Jay Clayton is the newest top cop of Wall Street.
On Tuesday evening, senators voted 61-37, clearing Clayton to become the next chairman of the Securities and Exchange Commission.
Clayton, a partner at law firm Sullivan & Cromwell LLP, has extensive ties to Wall Street. He defended the big banks for misbehavior during the financial crisis and advised Goldman Sachs on its government bailout. His wife Gretchen currently works at the bank as a private wealth advisor.
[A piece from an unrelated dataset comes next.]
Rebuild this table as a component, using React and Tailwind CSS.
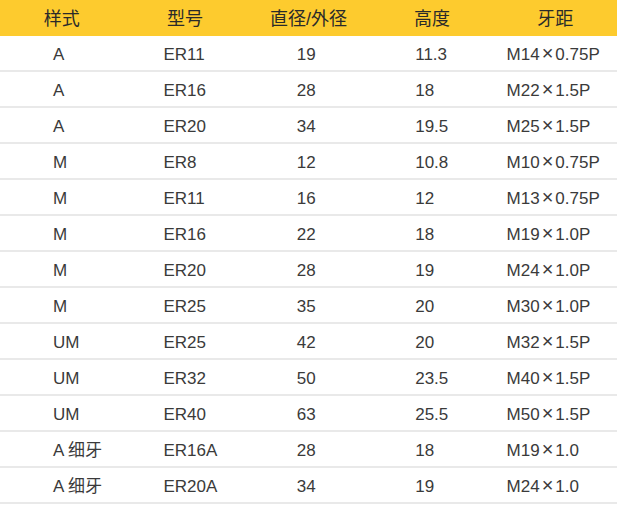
import React from "react";

const rows = [
  ["A", "ER11", "19", "11.3", "M14×0.75P"],
  ["A", "ER16", "28", "18", "M22×1.5P"],
  ["A", "ER20", "34", "19.5", "M25×1.5P"],
  ["M", "ER8", "12", "10.8", "M10×0.75P"],
  ["M", "ER11", "16", "12", "M13×0.75P"],
  ["M", "ER16", "22", "18", "M19×1.0P"],
  ["M", "ER20", "28", "19", "M24×1.0P"],
  ["M", "ER25", "35", "20", "M30×1.0P"],
  ["UM", "ER25", "42", "20", "M32×1.5P"],
  ["UM", "ER32", "50", "23.5", "M40×1.5P"],
  ["UM", "ER40", "63", "25.5", "M50×1.5P"],
  ["A 细牙", "ER16A", "28", "18", "M19×1.0"],
  ["A 细牙", "ER20A", "34", "19", "M24×1.0"],
];

const headers = ["样式", "型号", "直径/外径", "高度", "牙距"];
const pads = ["pl-[53px]", "pl-[40px]", "pl-[50px]", "pl-[45px]", "pl-[13px]"];

function Cell({ text }) {
  const parts = text.split("×");
  if (parts.length === 1) return text;
  return (
    <>
      {parts[0]}
      <span className="mx-[2px] text-[20px] leading-[0]">×</span>
      {parts[1]}
    </>
  );
}

export default function App() {
  return (
    <div
      className="w-[617px] h-[508px] bg-white text-[#3a3a3a] text-[17px]"
      style={{ fontFamily: '"Liberation Sans", "Noto Sans CJK JP", sans-serif' }}
    >
      <div className="grid grid-cols-5 h-[36px] bg-[#FDCB2E] items-center pt-[2px]">
        {headers.map((h) => (
          <div key={h} className="text-center text-[#2a2a2a] text-[18px] leading-none">
            {h}
          </div>
        ))}
      </div>
      {rows.map((r, i) => (
        <div
          key={i}
          className="grid grid-cols-5 h-[36px] border-b-2 border-[#e9e9e9] items-center pt-[3px]"
        >
          {r.map((c, j) => (
            <div key={j} className={pads[j] + " whitespace-nowrap leading-[17px]"}>
              <Cell text={c} />
            </div>
          ))}
        </div>
      ))}
    </div>
  );
}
Clayton has argued for scaling back financial regulations to encourage more companies to go public. At his March confirmation hearing, he said he has "no specific plans" to undo the the 2010 Dodd-Frank financial overhaul law. The Trump administration and Republicans in Congress have said they want to roll back rules they say are hindering growth, including many that are required by Dodd-Frank.
Clayton fills one of three vacancies at the SEC, which is charged with protecting investors, rooting out financial crime and ensuring markets are fair to all.
Clayton will be replacing former SEC chief Mary Jo White, who stepped down in January. One of the chief criticisms of her tenure as chair was that she didn't do enough to prevent businesses from pouring cash into politics.
Democrats have expressed serious concern that Clayton's client history will force him to recuse himself from so many matters that he won't be able to crack down on bad behavior.
Ethics rules will require Clayton to sit out enforcement votes during his first two years in office on matters involving former clients like Goldman Sachs and Deutsche Bank. Clayton would also need to recuse himself from matters where Sullivan & Cromwell, his elite law firm, represents a party.
He's also represented Volkswagen, which pled guilty to criminal charges over cheating on emissions tests; Valeant Pharmaceuticals, a drug maker accused by Citron, a short-selling research firm, of being the "Enron" of the pharma world for fraud; and Deutsche Bank, which has been charged in a $10 billion Russian money-laundering scheme.
Correction: A previous version of this story incorrectly stated that all of the president's nominees require a 60-vote majority to be confirmed.